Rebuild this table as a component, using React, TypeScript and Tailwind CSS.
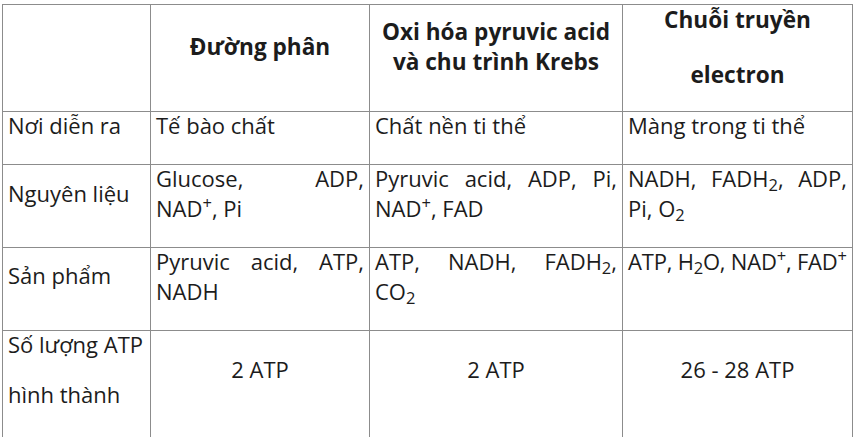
export default function App() {
  const line = "border border-[#8c8c8c] p-0";
  const cell = line + " align-top";
  const mid = line + " align-middle";
  const body = "-mt-[2px] px-[5px] pb-[24px] text-justify";

  return (
    <div
      className="bg-white pl-[2px] pt-[4px] w-[860px] h-[437px] overflow-hidden text-[#1c1c1c] text-[22px] leading-[30px]"
      style={{ fontFamily: '"Open Sans", "Liberation Sans", sans-serif' }}
    >
      <table className="table-fixed border-collapse w-[850px]">
        <colgroup>
          <col className="w-[148px]" />
          <col className="w-[219px]" />
          <col className="w-[253px]" />
          <col className="w-[230px]" />
        </colgroup>
        <thead>
          <tr className="font-bold text-center text-[22.6px]">
            <th className={mid}></th>
            <th className={mid}>
              <div className="pb-[22px]">Đường phân</div>
            </th>
            <th className={mid}>
              <div className="pb-[22px] px-[6px]">Oxi hóa pyruvic acid và chu trình Krebs</div>
            </th>
            <th className={mid}>
              <div className="pb-[21px]">
                <div className="mb-[25px]">Chuỗi truyền</div>
                <div>electron</div>
              </div>
            </th>
          </tr>
        </thead>
        <tbody>
          <tr>
            <td className={cell}>
              <div className={body}>Nơi diễn ra</div>
            </td>
            <td className={cell}>
              <div className={body}>Tế bào chất</div>
            </td>
            <td className={cell}>
              <div className={body}>Chất nền ti thể</div>
            </td>
            <td className={cell}>
              <div className={body}>Màng trong ti thể</div>
            </td>
          </tr>
          <tr>
            <td className={cell}>
              <div className={body + " pt-[15px]"}>Nguyên liệu</div>
            </td>
            <td className={cell}>
              <div className={body}>
                Glucose, ADP, NAD<sup>+</sup>, Pi
              </div>
            </td>
            <td className={cell}>
              <div className={body}>
                Pyruvic acid, ADP, Pi, NAD<sup>+</sup>, FAD
              </div>
            </td>
            <td className={cell}>
              <div className={body}>
                NADH, FADH<sub>2</sub>, ADP, Pi, O<sub>2</sub>
              </div>
            </td>
          </tr>
          <tr>
            <td className={cell}>
              <div className={body + " pt-[14px]"}>Sản phẩm</div>
            </td>
            <td className={cell}>
              <div className={body}>Pyruvic acid, ATP, NADH</div>
            </td>
            <td className={cell}>
              <div className={body}>
                ATP, NADH, FADH<sub>2</sub>, CO<sub>2</sub>
              </div>
            </td>
            <td className={cell}>
              <div className="-mt-[2px] px-[5px] pb-[24px] whitespace-nowrap tracking-[-0.2px]">
                ATP, H<sub>2</sub>O, NAD<sup>+</sup>, FAD<sup>+</sup>
              </div>
            </td>
          </tr>
          <tr>
            <td className={cell}>
              <div className="-mt-[2px] px-[5px] pb-[30px]">
                <div className="mb-[20px]">Số lượng ATP</div>
                <div>hình thành</div>
              </div>
            </td>
            <td className={mid + " text-center"}>
              <div className="pb-[32px]">2 ATP</div>
            </td>
            <td className={mid + " text-center"}>
              <div className="pb-[32px]">2 ATP</div>
            </td>
            <td className={mid + " text-center"}>
              <div className="pb-[32px]">26 - 28 ATP</div>
            </td>
          </tr>
        </tbody>
      </table>
    </div>
  );
}
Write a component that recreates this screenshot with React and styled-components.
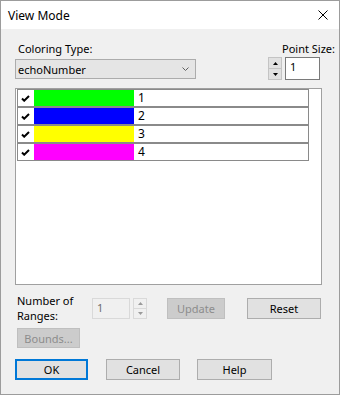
import React from 'react';
import styled, { createGlobalStyle, css } from 'styled-components';

const Global = createGlobalStyle`
  html, body { margin: 0; padding: 0; background: #f0f0f0; }
  body { font-family: "Noto Sans", "Segoe UI", sans-serif; font-size: 11px; color: #000; }
  * { box-sizing: border-box; }
`;

const Window = styled.div`
  width: 340px;
  height: 395px;
  border: 1px solid #9c9c9c;
  background: #f0f0f0;
  display: flex;
  flex-direction: column;
`;

const TitleBar = styled.div`
  height: 28px;
  background: #fff;
  display: flex;
  align-items: center;
  justify-content: space-between;
  padding: 0 11px 0 7px;
  font-size: 12px;
`;

const Body = styled.div`
  padding: 12px 4px 0 14px;
  display: flex;
  flex-direction: column;
`;

const TopRow = styled.div`
  display: flex;
  justify-content: space-between;
`;

const Column = styled.div`
  display: flex;
  flex-direction: column;
  align-items: ${p => (p.$right ? 'flex-end' : 'flex-start')};
`;

const Label = styled.div`
  height: 15px;
  line-height: 15px;
  padding-left: ${p => p.$indent || 0}px;
  white-space: nowrap;
`;

const Combo = styled.div`
  margin-top: 3px;
  width: 181px;
  height: 20px;
  background: #e5e5e5;
  border: 1px solid #acacac;
  display: flex;
  align-items: center;
  justify-content: space-between;
  padding: 0 6px 0 2px;
`;

const SpinRow = styled.div`
  margin-top: 1px;
  margin-right: 15px;
  display: flex;
  gap: 3px;
`;

const Spin = styled.div`
  width: 14px;
  height: ${p => p.$h}px;
  display: flex;
  flex-direction: column;
  margin-left: ${p => p.$ml || 0}px;
`;

const SpinHalf = styled.div`
  flex: 1;
  background: ${p => (p.$disabled ? '#f0f0f0' : '#e1e1e1')};
  border: 1px solid ${p => (p.$disabled ? '#d9d9d9' : '#c4c4c4')};
  display: flex;
  align-items: center;
  justify-content: center;
  & + & { border-top: none; }
`;

const Edit = styled.div`
  width: ${p => p.$w}px;
  height: ${p => p.$h}px;
  background: ${p => (p.$disabled ? '#f0f0f0' : '#fff')};
  border: 1px solid ${p => (p.$disabled ? '#d9d9d9' : '#7a7a7a')};
  color: ${p => (p.$disabled ? '#6d6d6d' : '#000')};
  padding: 1px 0 0 4px;
  line-height: 16px;
`;

const ListBox = styled.div`
  margin-top: 8px;
  margin-right: 13px;
  height: 197px;
  background: #fff;
  border: 1px solid #a0a0a0;
  padding: 0 1px;
  display: flex;
  flex-direction: column;
`;

const Row = styled.div`
  width: 292px;
  height: 18px;
  border: 1px solid #8a8a8a;
  display: flex;
  align-items: stretch;
`;

const CheckCell = styled.div`
  width: 16px;
  background: #fff;
  display: flex;
  align-items: center;
  justify-content: center;
  padding-right: 2px;
`;

const Swatch = styled.div`
  width: 100px;
  background: ${p => p.$color};
`;

const RowText = styled.div`
  padding-left: 4px;
  line-height: 16px;
  font-size: 12px;
`;

const BottomRow = styled.div`
  margin-top: 13px;
  padding-left: 2px;
  display: flex;
  align-items: center;
  height: 21px;
`;

const RangeLabel = styled.div`
  width: 75px;
  line-height: 15px;
  margin-top: -1px;
`;

const Button = styled.div`
  width: ${p => p.$w}px;
  height: ${p => p.$h || 21}px;
  margin-left: ${p => p.$ml || 0}px;
  display: flex;
  align-items: center;
  justify-content: center;
  background: #e1e1e1;
  border: 1px solid #adadad;
  color: #000;
  ${p => p.$disabled && css`
    background: #cccccc;
    border-color: #bfbfbf;
    color: #8c8c8c;
  `}
  ${p => p.$default && css`
    border-color: #0078d7;
    box-shadow: inset 0 0 0 1px #0078d7;
  `}
`;

const BoundsRow = styled.div`
  margin-top: 9px;
  padding-left: 2px;
  display: flex;
`;

const ActionRow = styled.div`
  margin-top: 11px;
  display: flex;
`;

const Check = () => (
  <svg width="9" height="7" viewBox="0 0 9 7">
    <polyline points="1,3.5 3.2,5.7 8,1" fill="none" stroke="#000" strokeWidth="2" />
  </svg>
);

const Arrow = ({ up, color = '#000' }) => (
  <svg width="5" height="3" viewBox="0 0 5 3">
    <polygon points={up ? '0,3 2.5,0 5,3' : '0,0 5,0 2.5,3'} fill={color} />
  </svg>
);

const rows = [
  { color: '#00ff00', label: '1' },
  { color: '#0000ff', label: '2' },
  { color: '#ffff00', label: '3' },
  { color: '#ff00ff', label: '4' },
];

export default function App() {
  return (
    <>
      <Global />
      <Window>
        <TitleBar>
          <span>View Mode</span>
          <svg width="10" height="10" viewBox="0 0 10 10">
            <path d="M0.5 0.5 L9.5 9.5 M9.5 0.5 L0.5 9.5" stroke="#000" strokeWidth="1" />
          </svg>
        </TitleBar>
        <Body>
          <TopRow>
            <Column>
              <Label $indent={3}>Coloring Type:</Label>
              <Combo>
                <span>echoNumber</span>
                <svg width="7" height="4" viewBox="0 0 7 4">
                  <polyline points="0.5,0.5 3.5,3.5 6.5,0.5" fill="none" stroke="#606060" strokeWidth="1" />
                </svg>
              </Combo>
            </Column>
            <Column $right>
              <Label>Point Size:</Label>
              <SpinRow>
                <Spin $h={23}>
                  <SpinHalf><Arrow up /></SpinHalf>
                  <SpinHalf><Arrow /></SpinHalf>
                </Spin>
                <Edit $w={35} $h={23}>1</Edit>
              </SpinRow>
            </Column>
          </TopRow>
          <ListBox>
            {rows.map(r => (
              <Row key={r.label}>
                <CheckCell><Check /></CheckCell>
                <Swatch $color={r.color} />
                <RowText>{r.label}</RowText>
              </Row>
            ))}
          </ListBox>
          <BottomRow>
            <RangeLabel>Number of<br />Ranges:</RangeLabel>
            <Edit $w={38} $h={21} $disabled>1</Edit>
            <Spin $h={21} $ml={3}>
              <SpinHalf $disabled><Arrow up color="#9a9a9a" /></SpinHalf>
              <SpinHalf $disabled><Arrow color="#9a9a9a" /></SpinHalf>
            </Spin>
            <Button $w={58} $ml={20} $disabled>Update</Button>
            <Button $w={74} $ml={22}>Reset</Button>
          </BottomRow>
          <BoundsRow>
            <Button $w={63} $h={20} $disabled>Bounds...</Button>
          </BoundsRow>
          <ActionRow>
            <Button $w={73} $default>OK</Button>
            <Button $w={74} $ml={18}>Cancel</Button>
            <Button $w={75} $ml={17}>Help</Button>
          </ActionRow>
        </Body>
      </Window>
    </>
  );
}
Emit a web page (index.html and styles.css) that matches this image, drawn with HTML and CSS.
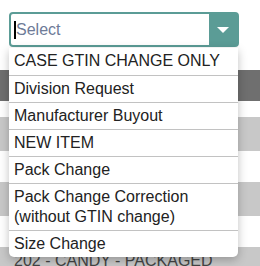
FILE: index.html
```html
<!DOCTYPE html>
<html lang="en">
<head>
    <meta charset='utf-8'>
    <meta name="viewport" content="width=device-width, initial-scale=1">
    <title>Select</title>
    <link rel="stylesheet" href="styles.css">
</head>
<body>

<div class="picker">
    <div class="field">
        <div class="field-text"><span class="caret"></span>Select</div>
        <div class="field-button">
            <svg width="12" height="6" viewBox="0 0 12 6"><path d="M0 0 L12 0 L6 6 Z" fill="#ffffff"/></svg>
        </div>
    </div>

    <ul class="options">
        <li>CASE GTIN CHANGE ONLY</li>
        <li>Division Request</li>
        <li>Manufacturer Buyout</li>
        <li>NEW ITEM</li>
        <li>Pack Change</li>
        <li>Pack Change Correction (without GTIN change)</li>
        <li>Size Change</li>
    </ul>
</div>

<div class="table">
    <div class="row head"></div>
    <div class="row filter"></div>
    <div class="row odd"></div>
    <div class="row"></div>
    <div class="row odd"></div>
    <div class="row"></div>
    <div class="row odd">202 - CANDY - PACKAGED</div>
</div>

</body>
</html>
```

FILE: styles.css
```css
body {
    margin: 0;
    background: #ffffff;
    font-family: "Liberation Sans", Arial, sans-serif;
    font-size: 16px;
    color: #222222;
    overflow: hidden;
}

.picker {
    position: relative;
    padding: 12px 21px 0 9px;
}

.field {
    display: flex;
    height: 35px;
    box-sizing: border-box;
    border: 2px solid #5b9c96;
    border-radius: 4px;
    background: #ffffff;
}

.field-text {
    flex: 1;
    display: flex;
    align-items: center;
    padding-left: 3px;
    color: #6e7b98;
}

.caret {
    display: inline-block;
    width: 2px;
    height: 18px;
    background: #000000;
    margin-right: 0;
}

.field-button {
    width: 28px;
    background: #5b9c96;
    display: flex;
    align-items: center;
    justify-content: center;
}

.options {
    position: absolute;
    top: 48px;
    left: 9px;
    width: 229px;
    margin: 0;
    padding: 0;
    list-style: none;
    background: #ffffff;
    border-radius: 0 0 5px 5px;
    box-shadow: 0 3px 10px rgba(0, 0, 0, 0.25);
    z-index: 2;
}

.options li {
    padding: 3px 4px 3px 5px;
    line-height: 20px;
    border-top: 1px solid #c2c2c2;
}

.options li:first-child {
    border-top: 0;
    padding-bottom: 4px;
}

.table {
    margin-top: 23px;
}

.row {
    height: 31px;
    box-sizing: border-box;
    padding: 4px 14px;
    line-height: 20px;
    color: #444444;
}

.row.head {
    background: #6f6f6f;
}

.row.filter {
    height: 16px;
}

.row.odd {
    height: 34px;
    background: #c8c8c8;
}
```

- **Job**
Copy out each line of the material that holds the word "index".

- **Response below**
Emit a web page (index.html and styles.css) that matches this image, drawn with HTML and CSS.
FILE: index.html
    z-index: 2;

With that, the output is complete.